I figured that I should at least assess /dev/sda1, so I tried to mount it. No such luck. The filesystem wasn't recognized. A quick look at /proc/filesystems told me that Ubuntu hadn't loaded ext2 support into the kernel. Further investigation revealed that Ubuntu loaded all of it's drivers from an initial ram disk and they weren't immediately available in /lib/modules. I couldn't bring myself to dissect an initial ram disk image on a system that was RUNNING on a ram disk, so out came the Gentoo installation CD.
It was while watching the Gentoo CD boot, that I saw the IDE disk seek error messages for the first time. I don't reboot my system very often and the Ubuntu live CD hides those messages from you, so who knows how long I'd been working with a drive that needed to be replaced?
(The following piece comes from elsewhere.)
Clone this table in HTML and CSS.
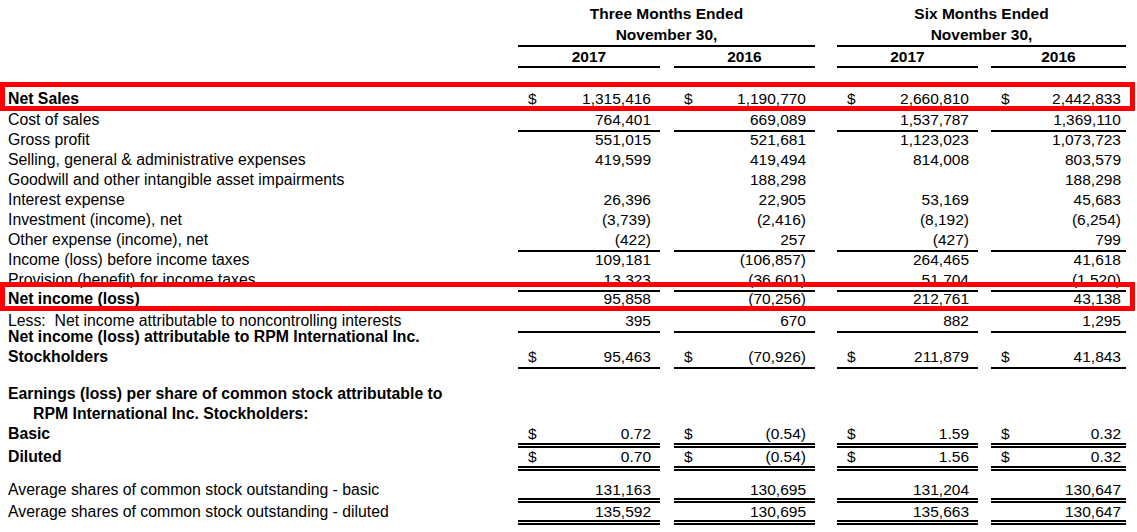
FILE: index.html
```html
<!DOCTYPE html>
<html>
<head>
<meta charset="utf-8">
<link rel="stylesheet" href="styles.css">
</head>
<body>
<div class="page">
  <div class="hdr">
    <div class="hspacer"></div>
    <div class="group g1">
      <div class="gtitle">Three Months Ended<br>November 30,</div>
      <div class="years"><div class="yr y1">2017</div><div class="yr y2">2016</div></div>
    </div>
    <div class="group g2">
      <div class="gtitle">Six Months Ended<br>November 30,</div>
      <div class="years"><div class="yr y3">2017</div><div class="yr y4">2016</div></div>
    </div>
  </div>

  <div class="body">
    <div class="row boxed">
      <div class="lbl b">Net Sales</div>
      <div class="c c1"><span class="d">$</span><span class="n">1,315,416</span></div>
      <div class="c c2"><span class="d">$</span><span class="n">1,190,770</span></div>
      <div class="c c3"><span class="d">$</span><span class="n">2,660,810</span></div>
      <div class="c c4"><span class="d">$</span><span class="n">2,442,833</span></div>
      <div class="hl"></div>
    </div>
    <div class="row u">
      <div class="lbl">Cost of sales</div>
      <div class="c c1"><span class="n">764,401</span></div>
      <div class="c c2"><span class="n">669,089</span></div>
      <div class="c c3"><span class="n">1,537,787</span></div>
      <div class="c c4"><span class="n">1,369,110</span></div>
    </div>
    <div class="row">
      <div class="lbl">Gross profit</div>
      <div class="c c1"><span class="n">551,015</span></div>
      <div class="c c2"><span class="n">521,681</span></div>
      <div class="c c3"><span class="n">1,123,023</span></div>
      <div class="c c4"><span class="n">1,073,723</span></div>
    </div>
    <div class="row">
      <div class="lbl">Selling, general &amp; administrative expenses</div>
      <div class="c c1"><span class="n">419,599</span></div>
      <div class="c c2"><span class="n">419,494</span></div>
      <div class="c c3"><span class="n">814,008</span></div>
      <div class="c c4"><span class="n">803,579</span></div>
    </div>
    <div class="row">
      <div class="lbl">Goodwill and other intangible asset impairments</div>
      <div class="c c1"><span class="n"></span></div>
      <div class="c c2"><span class="n">188,298</span></div>
      <div class="c c3"><span class="n"></span></div>
      <div class="c c4"><span class="n">188,298</span></div>
    </div>
    <div class="row">
      <div class="lbl">Interest expense</div>
      <div class="c c1"><span class="n">26,396</span></div>
      <div class="c c2"><span class="n">22,905</span></div>
      <div class="c c3"><span class="n">53,169</span></div>
      <div class="c c4"><span class="n">45,683</span></div>
    </div>
    <div class="row">
      <div class="lbl">Investment (income), net</div>
      <div class="c c1"><span class="n">(3,739)</span></div>
      <div class="c c2"><span class="n">(2,416)</span></div>
      <div class="c c3"><span class="n">(8,192)</span></div>
      <div class="c c4"><span class="n">(6,254)</span></div>
    </div>
    <div class="row u">
      <div class="lbl">Other expense (income), net</div>
      <div class="c c1"><span class="n">(422)</span></div>
      <div class="c c2"><span class="n">257</span></div>
      <div class="c c3"><span class="n">(427)</span></div>
      <div class="c c4"><span class="n">799</span></div>
    </div>
    <div class="row">
      <div class="lbl">Income (loss) before income taxes</div>
      <div class="c c1"><span class="n">109,181</span></div>
      <div class="c c2"><span class="n">(106,857)</span></div>
      <div class="c c3"><span class="n">264,465</span></div>
      <div class="c c4"><span class="n">41,618</span></div>
    </div>
    <div class="row u">
      <div class="lbl">Provision (benefit) for income taxes</div>
      <div class="c c1"><span class="n">13,323</span></div>
      <div class="c c2"><span class="n">(36,601)</span></div>
      <div class="c c3"><span class="n">51,704</span></div>
      <div class="c c4"><span class="n">(1,520)</span></div>
    </div>
    <div class="row boxed">
      <div class="lbl b">Net income (loss)</div>
      <div class="c c1"><span class="n">95,858</span></div>
      <div class="c c2"><span class="n">(70,256)</span></div>
      <div class="c c3"><span class="n">212,761</span></div>
      <div class="c c4"><span class="n">43,138</span></div>
      <div class="hl"></div>
    </div>
    <div class="row u less">
      <div class="lbl">Less:&nbsp; Net income attributable to noncontrolling interests</div>
      <div class="c c1"><span class="n">395</span></div>
      <div class="c c2"><span class="n">670</span></div>
      <div class="c c3"><span class="n">882</span></div>
      <div class="c c4"><span class="n">1,295</span></div>
    </div>
    <div class="row u tall">
      <div class="lbl b">Net income (loss) attributable to RPM International Inc.<br>Stockholders</div>
      <div class="c c1"><span class="d">$</span><span class="n">95,463</span></div>
      <div class="c c2"><span class="d">$</span><span class="n">(70,926)</span></div>
      <div class="c c3"><span class="d">$</span><span class="n">211,879</span></div>
      <div class="c c4"><span class="d">$</span><span class="n">41,843</span></div>
    </div>

    <div class="eps-head b">
      <div>Earnings (loss) per share of common stock attributable to</div>
      <div class="indent">RPM International Inc. Stockholders:</div>
    </div>
    <div class="row dbl eps first">
      <div class="lbl b">Basic</div>
      <div class="c c1"><span class="d">$</span><span class="n">0.72</span></div>
      <div class="c c2"><span class="d">$</span><span class="n">(0.54)</span></div>
      <div class="c c3"><span class="d">$</span><span class="n">1.59</span></div>
      <div class="c c4"><span class="d">$</span><span class="n">0.32</span></div>
    </div>
    <div class="row dbl eps">
      <div class="lbl b">Diluted</div>
      <div class="c c1"><span class="d">$</span><span class="n">0.70</span></div>
      <div class="c c2"><span class="d">$</span><span class="n">(0.54)</span></div>
      <div class="c c3"><span class="d">$</span><span class="n">1.56</span></div>
      <div class="c c4"><span class="d">$</span><span class="n">0.32</span></div>
    </div>

    <div class="row dbl avg first">
      <div class="lbl">Average shares of common stock outstanding - basic</div>
      <div class="c c1"><span class="n">131,163</span></div>
      <div class="c c2"><span class="n">130,695</span></div>
      <div class="c c3"><span class="n">131,204</span></div>
      <div class="c c4"><span class="n">130,647</span></div>
    </div>
    <div class="row dbl avg">
      <div class="lbl">Average shares of common stock outstanding - diluted</div>
      <div class="c c1"><span class="n">135,592</span></div>
      <div class="c c2"><span class="n">130,695</span></div>
      <div class="c c3"><span class="n">135,663</span></div>
      <div class="c c4"><span class="n">130,647</span></div>
    </div>
  </div>
</div>
</body>
</html>
```

FILE: styles.css
```css
html, body {
  margin: 0;
  padding: 0;
  background: #ffffff;
  color: #000000;
}

body {
  font-family: "Liberation Sans", Arial, sans-serif;
  overflow: hidden;
}

.page {
  padding-left: 8px;
  width: 1129px;
}

/* ---------- header ---------- */
.hdr {
  display: flex;
  padding-top: 3px;
}

.hspacer {
  width: 510px;
  flex: none;
}

.group {
  flex: none;
  display: flex;
  flex-direction: column;
}

.g1 { width: 297px; }
.g2 { width: 289px; margin-left: 22px; }

.gtitle {
  font-weight: bold;
  font-size: 15.5px;
  line-height: 21px;
  text-align: center;
  border-bottom: 2px solid #000;
}

.years {
  display: flex;
}

.yr {
  flex: none;
  text-align: center;
  font-weight: bold;
  font-size: 15.5px;
  line-height: 19px;
  border-bottom: 2px solid #000;
}

.y1 { width: 142px; }
.y2 { width: 141px; margin-left: 14px; }
.y3 { width: 141px; }
.y4 { width: 135px; margin-left: 13px; }

/* ---------- body rows ---------- */
.body {
  margin-top: 22px;
}

.row {
  display: flex;
  height: 20px;
}

.boxed {
  position: relative;
  box-sizing: border-box;
  padding-bottom: 2px;
}

.lbl {
  width: 510px;
  flex: none;
  font-size: 15.8px;
  line-height: 20px;
  white-space: nowrap;
}

.b {
  font-weight: bold;
}

.c {
  flex: none;
  display: flex;
  align-items: center;
  height: 20px;
  padding: 0 9px 0 10px;
  box-sizing: content-box;
  font-size: 15.5px;
  line-height: 20px;
  white-space: nowrap;
}

.boxed .lbl,
.boxed .c {
  height: 18px;
  line-height: 18px;
}

.c1 { width: 123px; }
.c2 { width: 122px; margin-left: 14px; }
.c3 { width: 122px; margin-left: 22px; }
.c4 { width: 120px; margin-left: 13px; padding-right: 5px; }

.n {
  margin-left: auto;
}

.u .c {
  border-bottom: 2px solid #000;
}

.less {
  margin-top: 1px;
}

.tall {
  height: 40px;
  margin-top: -4px;
}

.tall .c {
  height: 40px;
  align-items: flex-end;
}

/* red highlight boxes */
.hl {
  position: absolute;
  left: -8px;
  top: -8px;
  width: 1135px;
  height: 29px;
  box-sizing: border-box;
  border: 5px solid #ff0000;
}

/* EPS section */
.eps-head {
  margin-top: 17px;
  font-size: 15.8px;
  line-height: 20px;
  white-space: nowrap;
}

.indent {
  padding-left: 25px;
}

.dbl .c {
  border-bottom: 5px double #000;
}

.eps {
  height: 23px;
}

.eps .lbl {
  line-height: 18px;
}

.eps .c {
  height: 18px;
}

.eps.first {
  margin-top: 1px;
}

.avg {
  height: 22px;
}

.avg .lbl {
  line-height: 17px;
}

.avg .c {
  height: 17px;
}

.avg.first {
  margin-top: 10px;
}
```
Once the Gentoo CD had booted, it was time to try to recover my system. I discovered that testdisk wasn't installed on the CD, so I had to wget and untar it first. Oddly enough, I had to run testdisk and reboot a couple times before I had a partition table that looked sane. When I tried to mount the filesystem, I was told that mount couldn't find a valid filesystem. As a list ditch effort, I decided to try to fsck the filesystem anyway. The fsck program reported that it couldn't find a superblock, but this was the first good news I had received so far; I knew I could use the -b parameter and ask fsck to use a backup superblock. At least fsck hadn't choked completely. So, I issued a command like fsck -y -t ext2 -b 8192 /dev/sda3 to see what would happen. When fsck started to spew error messages indicating fix-ups it was performing, I decided that the process would take a while and went to be for the night.
When I woke up, I found that fsck had finished so I mounted the resulting filesystem. I was really hoping to see all of my files intact, but no, all I saw was /lost+found. When I cd'ed into the lost+found directory, I got my first glimpse of just how bad things had been. The fsck program had done it's job and recovered my filesystem, but it was unable to recover any of the file names at the root of the partition, so it moved the files to the lost+found directory and renamed each file after it's I-node number. All I had was a list of files and directories with names resembling #19539303. And the directory list was several screens in length; I usually keep a pretty clean / directory, so obviously, fsck had encountered a lot of trouble.
One of these oddly-named directories was my /home directory. I made an educated guess as to which one that was and sure enough, I had user directories. (My /home directory was the one reported with the largest file size.) Deeper inspection revealed that most of my files seemed to be there, and they were properly named! I was in business!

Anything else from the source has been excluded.